* START MATERIAL *
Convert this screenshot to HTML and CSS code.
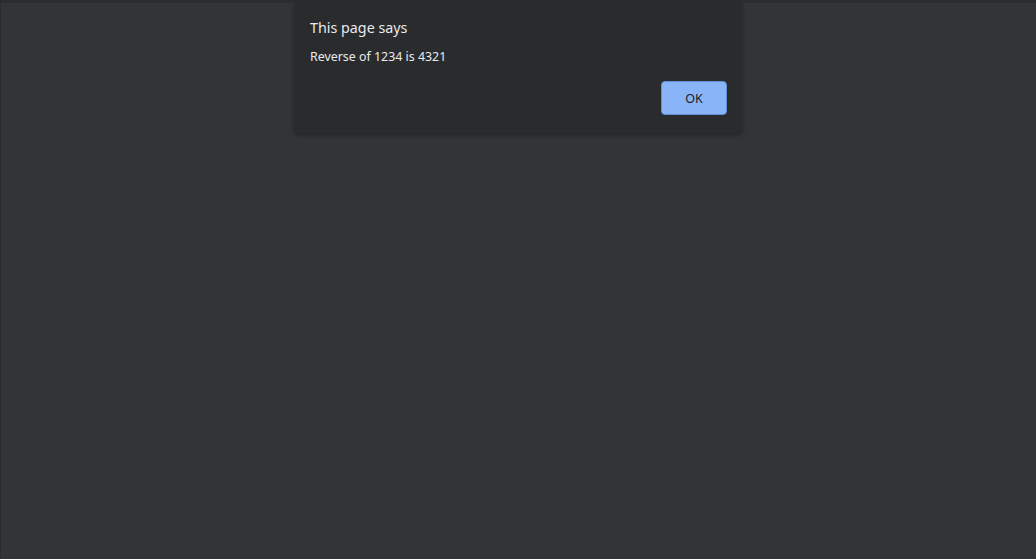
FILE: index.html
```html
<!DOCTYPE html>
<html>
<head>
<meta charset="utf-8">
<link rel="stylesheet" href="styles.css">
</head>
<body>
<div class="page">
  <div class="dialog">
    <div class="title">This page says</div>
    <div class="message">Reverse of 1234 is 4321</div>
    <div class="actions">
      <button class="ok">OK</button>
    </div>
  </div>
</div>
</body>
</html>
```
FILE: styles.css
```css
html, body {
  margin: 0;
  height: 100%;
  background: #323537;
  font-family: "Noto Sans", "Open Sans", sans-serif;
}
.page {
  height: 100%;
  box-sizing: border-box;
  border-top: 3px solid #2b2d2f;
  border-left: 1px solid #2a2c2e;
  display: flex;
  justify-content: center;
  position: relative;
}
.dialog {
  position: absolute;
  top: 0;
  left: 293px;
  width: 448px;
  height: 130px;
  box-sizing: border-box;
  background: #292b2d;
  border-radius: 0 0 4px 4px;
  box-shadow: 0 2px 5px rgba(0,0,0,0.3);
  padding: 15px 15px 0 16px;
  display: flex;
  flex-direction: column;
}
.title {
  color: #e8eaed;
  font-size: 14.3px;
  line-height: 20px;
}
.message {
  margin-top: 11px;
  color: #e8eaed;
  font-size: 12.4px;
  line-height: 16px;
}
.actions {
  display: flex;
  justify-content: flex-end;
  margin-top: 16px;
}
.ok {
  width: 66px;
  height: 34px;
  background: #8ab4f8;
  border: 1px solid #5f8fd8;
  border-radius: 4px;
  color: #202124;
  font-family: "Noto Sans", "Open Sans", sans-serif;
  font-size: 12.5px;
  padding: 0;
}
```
* END MATERIAL *
▶ _CHALLENGE_
Exclude every picture and copy the remaining data exactly.

▶ _FINISHED TASK_
Convert this screenshot to HTML and CSS code.
FILE: index.html
```html
<!DOCTYPE html>
<html>
<head>
<meta charset="utf-8">
<link rel="stylesheet" href="styles.css">
</head>
<body>
<div class="page">
  <div class="dialog">
    <div class="title">This page says</div>
    <div class="message">Reverse of 1234 is 4321</div>
    <div class="actions">
      <button class="ok">OK</button>
    </div>
  </div>
</div>
</body>
</html>
```
FILE: styles.css
```css
html, body {
  margin: 0;
  height: 100%;
  background: #323537;
  font-family: "Noto Sans", "Open Sans", sans-serif;
}
.page {
  height: 100%;
  box-sizing: border-box;
  border-top: 3px solid #2b2d2f;
  border-left: 1px solid #2a2c2e;
  display: flex;
  justify-content: center;
  position: relative;
}
.dialog {
  position: absolute;
  top: 0;
  left: 293px;
  width: 448px;
  height: 130px;
  box-sizing: border-box;
  background: #292b2d;
  border-radius: 0 0 4px 4px;
  box-shadow: 0 2px 5px rgba(0,0,0,0.3);
  padding: 15px 15px 0 16px;
  display: flex;
  flex-direction: column;
}
.title {
  color: #e8eaed;
  font-size: 14.3px;
  line-height: 20px;
}
.message {
  margin-top: 11px;
  color: #e8eaed;
  font-size: 12.4px;
  line-height: 16px;
}
.actions {
  display: flex;
  justify-content: flex-end;
  margin-top: 16px;
}
.ok {
  width: 66px;
  height: 34px;
  background: #8ab4f8;
  border: 1px solid #5f8fd8;
  border-radius: 4px;
  color: #202124;
  font-family: "Noto Sans", "Open Sans", sans-serif;
  font-size: 12.5px;
  padding: 0;
}
```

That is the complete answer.